Love’em or hate’em, there is no question that Jari Mäenpää of Wintersun has an incredible passion for music (certainly his anyway). He is currently in the process of not one but three separate fundraising campaigns in order to build a studio to finish his Time and recently announced Forest projects. And though Time I could not possibly live up to the hype surrounding it, it was still a beautiful record nevertheless. The first two tracks, “When Time Fades Away,” which serves as the preamble to “Sons of Winter and Stars”, pretty much goes through the full gamut of what Jari and Co. are all about. I spent a lot of time with these tracks going back and forth between the HD6s and HD3s (in normal bass mode) and I got to tell you, the HD3s are a blast! No, the they don’t outclass their bigger sibling by any stretch of the imagination, with the sixes offering up a more robust stereo image and obviously better lows and highs. But the HD3s are crystal clear where it counts (hint: the mids), especially for its size. Jari’s vocals sound fantastic on the three, as do most of the synth and guitar work layered throughout. I found myself turning the volume higher and higher too as the HD3s are not shy about their 60 watts of power they belt out. On a personal note: My wife did stop me during this review due to my overzealous use of the volume knob. A really good sign.
Gorod are probably the catchiest tech death metal band in existence, and my personal favorite of theirs is 2009’s Process of a New Decline. It’s also a somewhat dynamic record too, particularly for tech death, clocking in at a healthy DR7. Again, the HD3s sound very lively, particularly if you keep it in bass reduced mode. One thing that became crystal clear though as I listened to this record all the way through was just how good they image for such tiny speakers. I can clearly make out exactly how Process was mixed, with the drums and vocals centered and guitars off to the sides. I wound up playing with their placement on my desk and it really didn’t make that much of a difference provided I gave them some reasonable directionality toward my ears. Though you could fill up a small room with them, I still prefer the HD3s as near-field monitors. Regardless, I believe unless your desktop environment is a bit unorthodox, the HD3s will image wonderfully without too much of a fuss.

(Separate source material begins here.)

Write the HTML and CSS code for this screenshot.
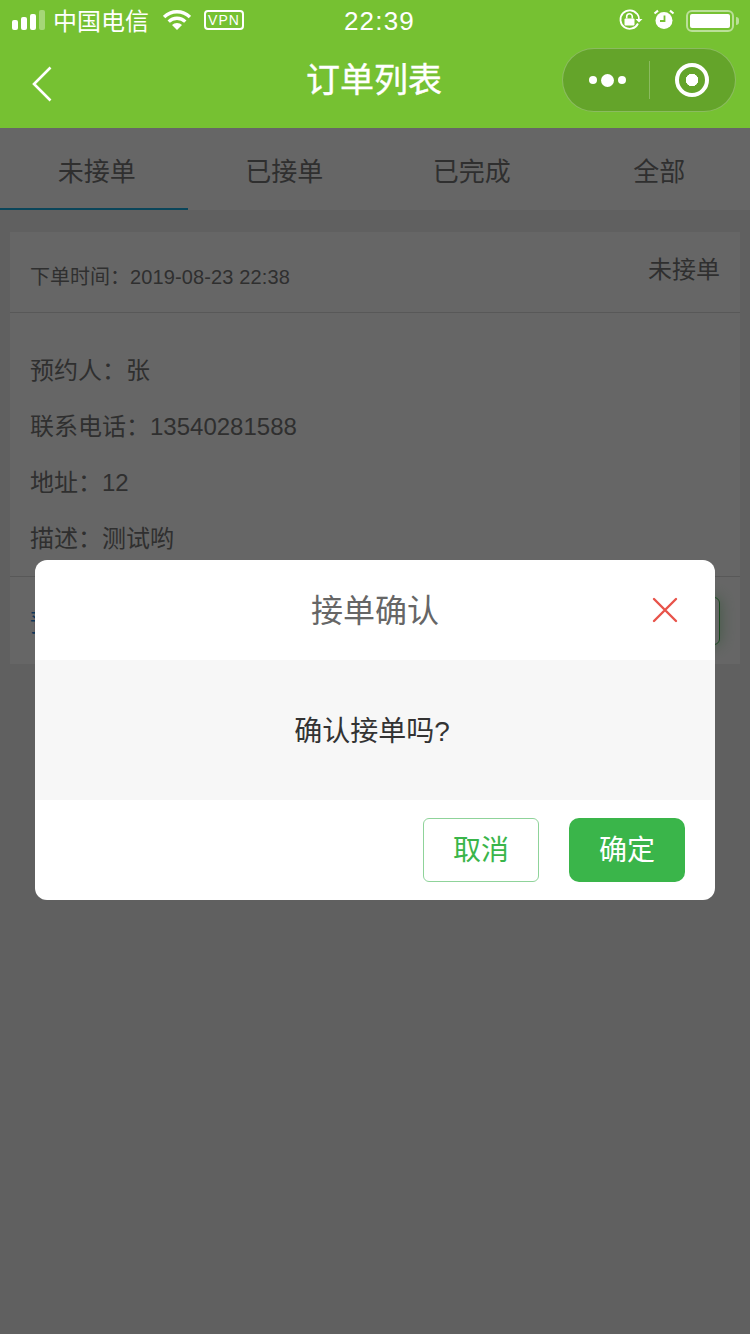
FILE: index.html
```html
<!DOCTYPE html>
<html lang="zh">
<head>
<meta charset="utf-8">
<title>订单列表</title>
<link rel="stylesheet" href="styles.css">
</head>
<body>
<div class="app">
  <header class="header">
    <div class="status">
      <div class="status-left">
        <span class="signal"><i class="b1"></i><i class="b2"></i><i class="b3"></i><i class="b4"></i></span>
        <span class="carrier">中国电信</span>
        <svg class="wifi" width="28" height="20" viewBox="0 0 28 20"><path d="M14 20 9 15A7 7 0 0 1 19 15Z" fill="#fff"/><path d="M5.700 11.700a11.750 11.750 0 0 1 16.600 0" fill="none" stroke="#fff" stroke-width="3.300"/><path d="M1.100 7.100a18.250 18.250 0 0 1 25.800 0" fill="none" stroke="#fff" stroke-width="3.300"/></svg>
        <span class="vpn">VPN</span>
      </div>
      <span class="clock">22:39</span>
      <div class="status-right">
        <svg width="26" height="22" viewBox="0 0 26 22"><path d="M20 14.500A9.200 9.200 0 1 1 19 5" fill="none" stroke="#fff" stroke-width="1.800"/><path d="M19 4.500A9 9 0 0 1 21 10.500" fill="none" stroke="#fff" stroke-width="1.800"/><path d="m17.500 10 3.500 3.500 3.500-3.500Z" fill="#fff"/><rect x="6.500" y="9.500" width="10" height="7" rx="1" fill="#fff"/><path d="M8.700 9.500V7.500a2.800 2.800 0 0 1 5.600 0v2" fill="none" stroke="#fff" stroke-width="1.600"/></svg>
        <svg width="22" height="22" viewBox="0 0 22 22"><circle cx="11" cy="11.500" r="8.500" fill="#fff"/><path d="M11.500 6.500V12H7" fill="none" stroke="#76c132" stroke-width="1.800"/><path d="M1.500 4.500 5 1.700M20.500 4.500 17 1.700" stroke="#fff" stroke-width="2.200"/></svg>
        <span class="battery"><span class="battery-body"><i></i></span><span class="battery-tip"></span></span>
      </div>
    </div>
    <div class="nav">
      <svg class="back" width="20" height="36" viewBox="0 0 20 36"><path d="M18.500 1.500 2 18l16.500 16.500" fill="none" stroke="#fff" stroke-width="2.600"/></svg>
      <h1 class="nav-title">订单列表</h1>
      <div class="capsule">
        <span class="dots"><i></i><i class="big"></i><i></i></span>
        <span class="cap-sep"></span>
        <span class="target"><i></i></span>
      </div>
    </div>
  </header>
  <main class="main">
    <nav class="tabs">
      <div class="tab active">未接单</div>
      <div class="tab">已接单</div>
      <div class="tab">已完成</div>
      <div class="tab">全部</div>
    </nav>
    <section class="list">
      <article class="card">
        <div class="card-head">
          <span class="time">下单时间：<span class="latin">2019-08-23 22:38</span></span>
          <span class="state">未接单</span>
        </div>
        <div class="card-body">
          <p class="row">预约人：张</p>
          <p class="row">联系电话：<span class="latin">13540281588</span></p>
          <p class="row">地址：<span class="latin">12</span></p>
          <p class="row">描述：测试哟</p>
        </div>
        <div class="card-foot">
          <span class="foot-link">预约详情</span>
          <span class="foot-btn">接单</span>
        </div>
      </article>
    </section>
    <div class="mask"></div>
    <div class="modal">
      <div class="modal-head">
        <span class="modal-title">接单确认</span>
        <svg class="close" width="26" height="26" viewBox="0 0 26 26"><path d="M2 2 24 24M24 2 2 24" stroke="#e8534a" stroke-width="2.400" stroke-linecap="round"/></svg>
      </div>
      <div class="modal-body">确认接单吗?</div>
      <div class="modal-foot">
        <span class="btn btn-line">取消</span>
        <span class="btn btn-fill">确定</span>
      </div>
    </div>
  </main>
</div>
</body>
</html>
```
FILE: styles.css
```css
* { box-sizing: border-box; margin: 0; padding: 0; }
html, body { width: 750px; height: 1334px; overflow: hidden; }
body { font-family: "Liberation Sans", "Noto Sans CJK SC", sans-serif; background: #f0f0f0; color: #333; }
i { display: block; font-style: normal; }
.app { width: 750px; height: 1334px; display: flex; flex-direction: column; }

.header { height: 128px; background: #76c132; color: #fff; flex: none; }
.status { height: 40px; position: relative; display: flex; align-items: center; justify-content: space-between; padding: 0 11px 0 12px; }
.status-left { display: flex; align-items: center; }
.signal { display: flex; align-items: flex-end; gap: 3px; width: 41px; height: 20px; }
.signal i { width: 6px; background: #fff; border-radius: 2px; }
.b1 { height: 10px; }
.b2 { height: 13px; }
.b3 { height: 16px; }
.b4 { height: 20px; opacity: .35; }
.carrier { font-size: 24px; width: 96px; line-height: 38px; padding-top: 3px; box-sizing: content-box; }
.wifi { margin-left: 14px; }
.vpn { margin-left: 13px; width: 40px; height: 20px; border: 2px solid #fff; border-radius: 4px; font-size: 14px; letter-spacing: 1px; line-height: 16px; text-align: center; }
.clock { position: absolute; left: 0; right: 0; text-align: center; font-size: 26px; letter-spacing: 1.200px; line-height: 40px; padding: 2px 0 0 9px; }
.status-right { display: flex; align-items: center; gap: 9px; }
.battery { display: flex; align-items: center; margin: 1px 0 0 2px; }
.battery-body { width: 48px; height: 22px; border: 2px solid rgba(255,255,255,.5); border-radius: 6px; padding: 2px; display: block; }
.battery-body i { width: 100%; height: 100%; background: #fff; border-radius: 2px; }
.battery-tip { width: 3px; height: 8px; background: rgba(255,255,255,.5); border-radius: 0 3px 3px 0; margin-left: 2px; }

.nav { height: 88px; display: flex; align-items: center; position: relative; padding: 0 14px 8px 32px; justify-content: space-between; }
.back { position: relative; top: 4px; }
.nav-title { position: absolute; left: 0; right: 2px; top: 17px; text-align: center; font-size: 34px; font-weight: 400; line-height: 46px; -webkit-text-stroke: .4px #fff; }
.capsule { width: 174px; height: 64px; border-radius: 32px; background: rgba(0,0,0,.15); border: 1px solid rgba(255,255,255,.25); display: flex; align-items: center; }
.dots { width: 86px; padding-left: 2px; display: flex; justify-content: center; align-items: center; gap: 4px; }
.dots i { width: 8px; height: 8px; background: #fff; border-radius: 50%; }
.dots .big { width: 13px; height: 13px; }
.cap-sep { width: 1px; height: 38px; background: rgba(255,255,255,.25); }
.target { flex: 1; display: flex; justify-content: center; align-items: center; padding-right: 1px; }
.target i { width: 34px; height: 34px; border-radius: 50%; border: 4px solid #fff; background: radial-gradient(circle, #fff 0, #fff 6px, transparent 6.500px); }

.main { flex: 1; position: relative; display: flex; flex-direction: column; }
.tabs { height: 82px; background: #fff; display: flex; flex: none; }
.tab { flex: 1; text-align: center; font-size: 26px; line-height: 88px; padding-left: 6px; color: #777; }
.tab.active { border-bottom: 2px solid #1aade0; }
.list { padding: 22px 10px 0; }
.card { background: #fff; height: 432px; display: flex; flex-direction: column; }
.card-head { height: 81px; border-bottom: 1px solid #ddd; display: flex; justify-content: space-between; padding: 0 20px; }
.time { font-size: 20px; line-height: 90px; color: #777; }
.state { font-size: 24px; line-height: 76px; color: #777; }
.latin { font-size: 20px; letter-spacing: .13px; }
.card-body { padding: 30px 20px 0; height: 264px; border-bottom: 1px solid #ddd; }
.row { font-size: 24px; line-height: 56px; color: #777; }
.row .latin { font-size: 24px; letter-spacing: 0; }
.card-foot { flex: 1; display: flex; justify-content: space-between; align-items: center; padding: 0 20px; }
.foot-link { font-size: 24px; color: #2b8ae0; }
.foot-btn { font-size: 24px; width: 116px; height: 48px; border: 1px solid #3ab54a; border-radius: 6px; text-align: center; line-height: 46px; color: #3ab54a; box-shadow: 0 0 16px rgba(58,181,74,.45); }

.mask { position: absolute; inset: 0; background: rgba(0,0,0,.6); }
.modal { position: absolute; left: 35px; top: 432px; width: 680px; height: 340px; background: #fff; border-radius: 12px; overflow: hidden; display: flex; flex-direction: column; }
.modal-head { height: 100px; position: relative; display: flex; align-items: center; justify-content: center; flex: none; padding-bottom: 4px; }
.modal-title { font-size: 32px; color: #666; }
.close { position: absolute; right: 37px; top: 37px; }
.modal-body { height: 140px; background: #f7f7f7; flex: none; text-align: center; font-size: 28px; line-height: 140px; padding: 2px 6px 0 0; color: #333; }
.modal-foot { flex: 1; display: flex; justify-content: flex-end; align-items: center; gap: 30px; padding-right: 30px; }
.btn { width: 116px; height: 64px; border-radius: 10px; text-align: center; font-size: 28px; line-height: 66px; }
.btn-line { border: 1px solid #8fd39a; color: #3ab54a; background: #fff; border-radius: 6px; line-height: 64px; }
.btn-fill { background: #3ab54a; color: #fff; }
```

As a complete package, it’s hard to argue with the HD3s. They sound great for their size and if you want more oomph in the low-end then all you have to do is pick up a sub (AE’s S8 for instance would fit the bill nicely). My only reservation is their price. They’re $399 which is a lot for a pair of small desktop speakers, particularly when you have a lot of options to choose from. For example, you could opt for a pair Emotiva Airmotiv B1’s ($299), or even cheaper the Adam Audio F5s ($229). Both of which will probably give you sound on par with the HD3s. But then you need an amp, a DAC, and a lot of other paraphernalia too. The fact is the HD3s are really an entire stereo system than just a pair of computer speakers. And when you look at it from that perspective they offer an incredible value for their asking price. In fact, if you are starting from ground zero, I can think of no better all-in-one on the market today at this price point. Once again, Quake never sounded so good.